Art Nouveau (approx. 1890–1914) + Midnight in Paris (2011)
Midnight in Paris follows Hollywood screenwriter Gil Pender as he travels between present-day Paris and the Paris of decades past, meeting his artistic and literary heroes (Picasso, Hemingway, Gertrude Stein). Its mix of romance, comedy, and whimsy makes it a thoroughly enjoyable movie, not in the least because you’ll be treated to the sinuous lines and surfaces of the Art Nouveau movement.
Midnight in Paris (2011) features the flowing forms of Art Nouveau. Photo: via metropolisoftomorrow.tumblr.com
Art Nouveau, or quite literally “new art,” is also known as Jugendstil (Germany), Secessionist (Austria), Stile Liberty (Italy) and even Yachting Style (in French again). You can see it in the flowering and curvilinear forms of the desk, furniture, and wall decorations above. It arose in the 1890s throughout Europe as artists and architects were searching for a new style that would befit the coming modern century.
The interior of the Hôtel Tassel (1894) located in Brussels and designed by Victor Horta. Photo: via 19thcentury.wordpress.com
Before Art Nouveau, designers had looked to ancient or medieval architecture for inspiration, but that was about to change. Some architects seeking new decorative patterns began to think of the curves and intricate forms of nature, specifically plants, as a possible source for the style of the future. The stairs in the Hotel Tassel (pictured above) exemplify this idea.
Art Nouveau’s effect on architecture was short but memorable, especially when you think of its many still popular graphic designs. However, it shouldn’t be confused with its contemporary, the Arts and Crafts movement. While Arts and Crafts focused on an overall return to individual craftsmanship, Art Nouveau was more about a new vision for decorative arts.
Futurism (1909 – 1914) + The Fifth Element (1997)
The dense skyscrapers and rapid (even dangerous) transportation of the Fifth Element echoes the urban aspirations of the Futurists. Photo: via scifiinterfaces.wordpress.com
Though the buildings themselves of The Fifth Element seem to have a uniquely eclectic style, there’s no question that the New York City of the 23rd century is a Futurist’s dream come true. The movie itself is set in the far future and tells a classic story of good versus evil with a healthy dash of comedy, romance, and sci-fi quirkiness.
The opening scenes of the movie (after a brief flashback to 1914) take place in New York, a city which has been scaled up to titanic proportions. Flying cars race through the air, buzzing among the towering skyscrapers. Innumerable walkways connect these immense structures, giving the sense that the city abounds with movement outside and within.

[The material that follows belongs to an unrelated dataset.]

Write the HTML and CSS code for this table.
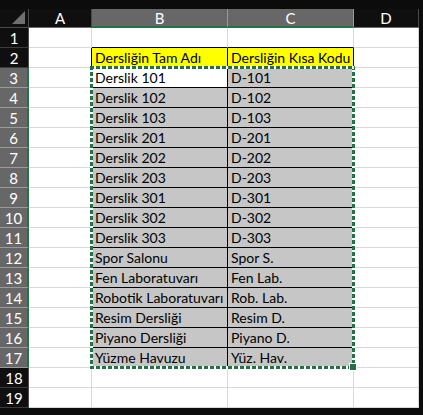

Architect Antonio Sant’Elia (1888 – 1916) also envisioned towering and interconnected forms that a Futurist society would inhabit. Photo: TintoMeches via en.wikipedia.org
The Fifth Element‘s New York City is the spitting image of what the Futurists wanted the future to look like. As the Art Nouveau demonstrated, the turn of the century was an experimental time for architecture. The Futurists (initially all Italian) were obsessed with factories, noise, speed, violence, and danger. These ideas embodied all the most exciting aspects of the new machine age that they were beginning to experience. Electricity, the internal combustion engine, and other advancements left the Italians convinced that the future would be fast, industrious, and bold.

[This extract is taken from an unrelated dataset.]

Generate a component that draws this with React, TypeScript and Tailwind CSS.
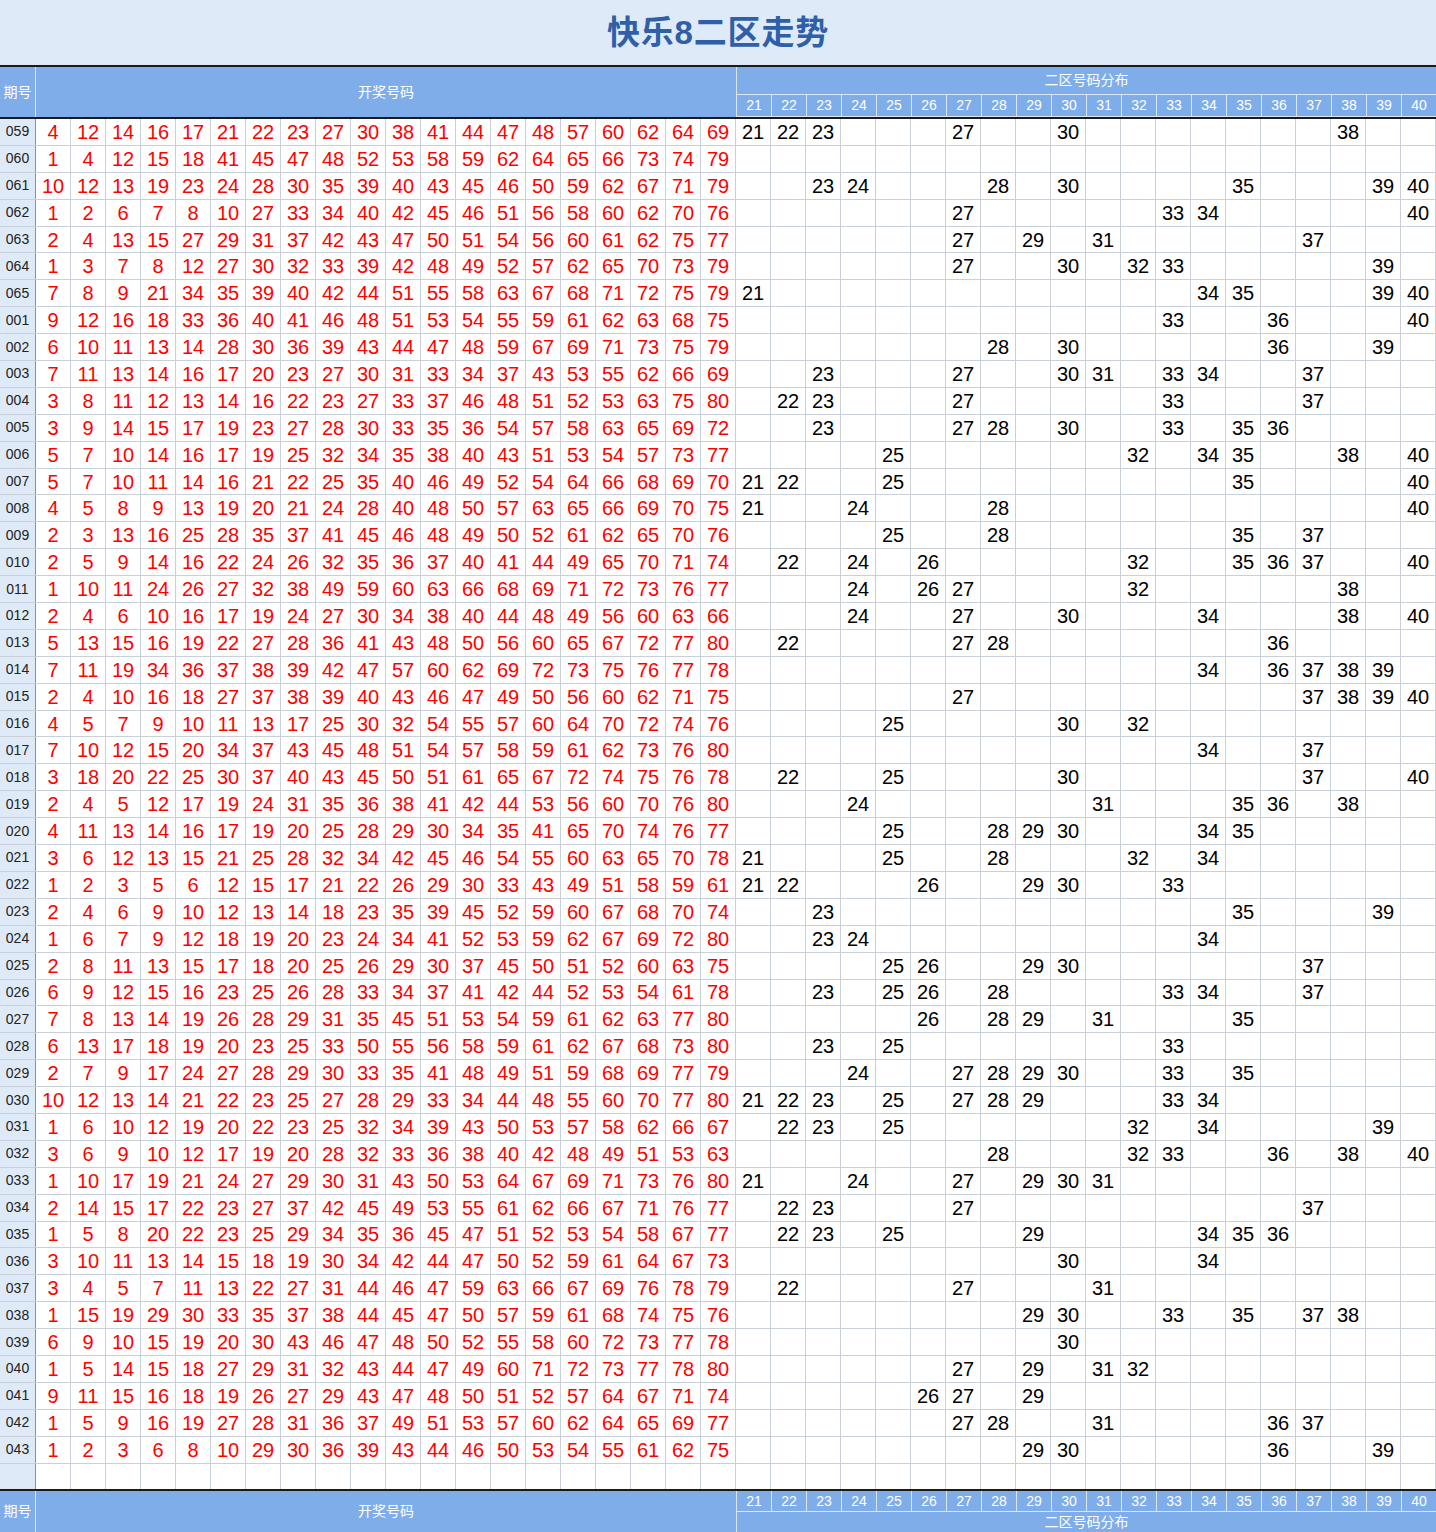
const raw = `059:4 12 14 16 17 21 22 23 27 30 38 41 44 47 48 57 60 62 64 69
060:1 4 12 15 18 41 45 47 48 52 53 58 59 62 64 65 66 73 74 79
061:10 12 13 19 23 24 28 30 35 39 40 43 45 46 50 59 62 67 71 79
062:1 2 6 7 8 10 27 33 34 40 42 45 46 51 56 58 60 62 70 76
063:2 4 13 15 27 29 31 37 42 43 47 50 51 54 56 60 61 62 75 77
064:1 3 7 8 12 27 30 32 33 39 42 48 49 52 57 62 65 70 73 79
065:7 8 9 21 34 35 39 40 42 44 51 55 58 63 67 68 71 72 75 79
001:9 12 16 18 33 36 40 41 46 48 51 53 54 55 59 61 62 63 68 75
002:6 10 11 13 14 28 30 36 39 43 44 47 48 59 67 69 71 73 75 79
003:7 11 13 14 16 17 20 23 27 30 31 33 34 37 43 53 55 62 66 69
004:3 8 11 12 13 14 16 22 23 27 33 37 46 48 51 52 53 63 75 80
005:3 9 14 15 17 19 23 27 28 30 33 35 36 54 57 58 63 65 69 72
006:5 7 10 14 16 17 19 25 32 34 35 38 40 43 51 53 54 57 73 77
007:5 7 10 11 14 16 21 22 25 35 40 46 49 52 54 64 66 68 69 70
008:4 5 8 9 13 19 20 21 24 28 40 48 50 57 63 65 66 69 70 75
009:2 3 13 16 25 28 35 37 41 45 46 48 49 50 52 61 62 65 70 76
010:2 5 9 14 16 22 24 26 32 35 36 37 40 41 44 49 65 70 71 74
011:1 10 11 24 26 27 32 38 49 59 60 63 66 68 69 71 72 73 76 77
012:2 4 6 10 16 17 19 24 27 30 34 38 40 44 48 49 56 60 63 66
013:5 13 15 16 19 22 27 28 36 41 43 48 50 56 60 65 67 72 77 80
014:7 11 19 34 36 37 38 39 42 47 57 60 62 69 72 73 75 76 77 78
015:2 4 10 16 18 27 37 38 39 40 43 46 47 49 50 56 60 62 71 75
016:4 5 7 9 10 11 13 17 25 30 32 54 55 57 60 64 70 72 74 76
017:7 10 12 15 20 34 37 43 45 48 51 54 57 58 59 61 62 73 76 80
018:3 18 20 22 25 30 37 40 43 45 50 51 61 65 67 72 74 75 76 78
019:2 4 5 12 17 19 24 31 35 36 38 41 42 44 53 56 60 70 76 80
020:4 11 13 14 16 17 19 20 25 28 29 30 34 35 41 65 70 74 76 77
021:3 6 12 13 15 21 25 28 32 34 42 45 46 54 55 60 63 65 70 78
022:1 2 3 5 6 12 15 17 21 22 26 29 30 33 43 49 51 58 59 61
023:2 4 6 9 10 12 13 14 18 23 35 39 45 52 59 60 67 68 70 74
024:1 6 7 9 12 18 19 20 23 24 34 41 52 53 59 62 67 69 72 80
025:2 8 11 13 15 17 18 20 25 26 29 30 37 45 50 51 52 60 63 75
026:6 9 12 15 16 23 25 26 28 33 34 37 41 42 44 52 53 54 61 78
027:7 8 13 14 19 26 28 29 31 35 45 51 53 54 59 61 62 63 77 80
028:6 13 17 18 19 20 23 25 33 50 55 56 58 59 61 62 67 68 73 80
029:2 7 9 17 24 27 28 29 30 33 35 41 48 49 51 59 68 69 77 79
030:10 12 13 14 21 22 23 25 27 28 29 33 34 44 48 55 60 70 77 80
031:1 6 10 12 19 20 22 23 25 32 34 39 43 50 53 57 58 62 66 67
032:3 6 9 10 12 17 19 20 28 32 33 36 38 40 42 48 49 51 53 63
033:1 10 17 19 21 24 27 29 30 31 43 50 53 64 67 69 71 73 76 80
034:2 14 15 17 22 23 27 37 42 45 49 53 55 61 62 66 67 71 76 77
035:1 5 8 20 22 23 25 29 34 35 36 45 47 51 52 53 54 58 67 77
036:3 10 11 13 14 15 18 19 30 34 42 44 47 50 52 59 61 64 67 73
037:3 4 5 7 11 13 22 27 31 44 46 47 59 63 66 67 69 76 78 79
038:1 15 19 29 30 33 35 37 38 44 45 47 50 57 59 61 68 74 75 76
039:6 9 10 15 19 20 30 43 46 47 48 50 52 55 58 60 72 73 77 78
040:1 5 14 15 18 27 29 31 32 43 44 47 49 60 71 72 73 77 78 80
041:9 11 15 16 18 19 26 27 29 43 47 48 50 51 52 57 64 67 71 74
042:1 5 9 16 19 27 28 31 36 37 49 51 53 57 60 62 64 65 69 77
043:1 2 3 6 8 10 29 30 36 39 43 44 46 50 53 54 55 61 62 75`;

const rows = raw.split('\n').map((line) => {
  const [id, nums] = line.split(':');
  return { id, nums: nums.split(' ').map(Number) };
});

const zone = Array.from({ length: 20 }, (_, i) => 21 + i);

const font = { fontFamily: '"Liberation Sans", "Noto Sans CJK SC", sans-serif' };

function ZoneHeads({ top }: { top?: boolean }) {
  return (
    <div className={`flex ${top ? 'h-[20px]' : 'h-[22px]'}`}>
      {zone.map((z) => (
        <div
          key={z}
          className={`w-[35px] shrink-0 flex items-center justify-center text-[14px] text-white border-l border-[#dbe7f7] ${top ? '' : 'border-b'}`}
        >
          {z}
        </div>
      ))}
    </div>
  );
}

export default function App() {
  return (
    <div className="w-[1436px] h-[1532px] bg-white flex flex-col overflow-hidden" style={font}>
      {/* 标题 */}
      <div className="h-[67px] shrink-0 bg-[#dfeaf8] border-b-2 border-[#1a1a1a] flex items-center justify-center">
        <h1 className="text-[33px] font-bold text-[#2f5fa7] tracking-wide">快乐8二区走势</h1>
      </div>

      {/* 表头 */}
      <div className="flex h-[52px] shrink-0 bg-[#7fadea] border-b-2 border-[#1a1a1a]">
        <div className="w-[36px] shrink-0 flex items-center justify-center text-[14px] text-white border-r border-[#dbe7f7]">期号</div>
        <div className="w-[700px] shrink-0 flex items-center justify-center text-[14px] text-white">开奖号码</div>
        <div className="flex flex-col">
          <div className="h-[28px] flex items-center justify-center text-[14px] text-white border-l border-[#dbe7f7] border-b">二区号码分布</div>
          <ZoneHeads />
        </div>
      </div>

      {/* 数据 */}
      {rows.map((r) => (
        <div key={r.id} className="flex h-[26.9px] shrink-0 border-b border-[#c9d0d7]">
          <div className="w-[36px] shrink-0 bg-[#dfeaf8] border-r border-[#8a9099] flex items-center justify-center text-[14px] text-[#222]">
            {r.id}
          </div>
          {r.nums.map((n, i) => (
            <div key={i} className="w-[35px] shrink-0 border-r border-[#c9d0d7] flex items-center justify-center text-[20px] text-[#ff0000]">
              {n}
            </div>
          ))}
          {zone.map((z) => (
            <div key={z} className="w-[35px] shrink-0 border-r border-[#c9d0d7] flex items-center justify-center text-[20px] text-black">
              {r.nums.includes(z) ? z : ''}
            </div>
          ))}
        </div>
      ))}
      <div className="flex flex-1">
        <div className="w-[36px] shrink-0 bg-[#dfeaf8] border-r border-[#8a9099]" />
        {Array.from({ length: 40 }, (_, i) => (
          <div key={i} className="w-[35px] shrink-0 border-r border-[#c9d0d7]" />
        ))}
      </div>

      {/* 表尾 */}
      <div className="flex h-[43px] shrink-0 bg-[#7fadea] border-t-2 border-[#1a1a1a]">
        <div className="w-[36px] shrink-0 flex items-center justify-center text-[14px] text-white border-r border-[#dbe7f7]">期号</div>
        <div className="w-[700px] shrink-0 flex items-center justify-center text-[14px] text-white">开奖号码</div>
        <div className="flex flex-col">
          <ZoneHeads top />
          <div className="h-[21px] flex items-center justify-center text-[14px] text-white border-l border-[#dbe7f7] border-t">二区号码分布</div>
        </div>
      </div>
    </div>
  );
}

The first Futurists were poets, painters, and sculptors, though they soon influenced architect Antonio Sant’Elia; in 1914 he produced the Città Nuova, a series of drawings that projected an industrial metropolis of powerful towering forms. His buildings exposed their modern construction (steel, concrete, glass) as well as all the architectural language of infrastructure and industry.
The Fifth Element adopts New York City’s eclectic architectural styles but keeps all the cacophony, movement, and danger of a Futurist megalopolis. As for the Futurists themselves, during World War I they eagerly enlisted in the Italian military to enjoy the thrill of modern battle, though many were killed and the movement lost its momentum after the war.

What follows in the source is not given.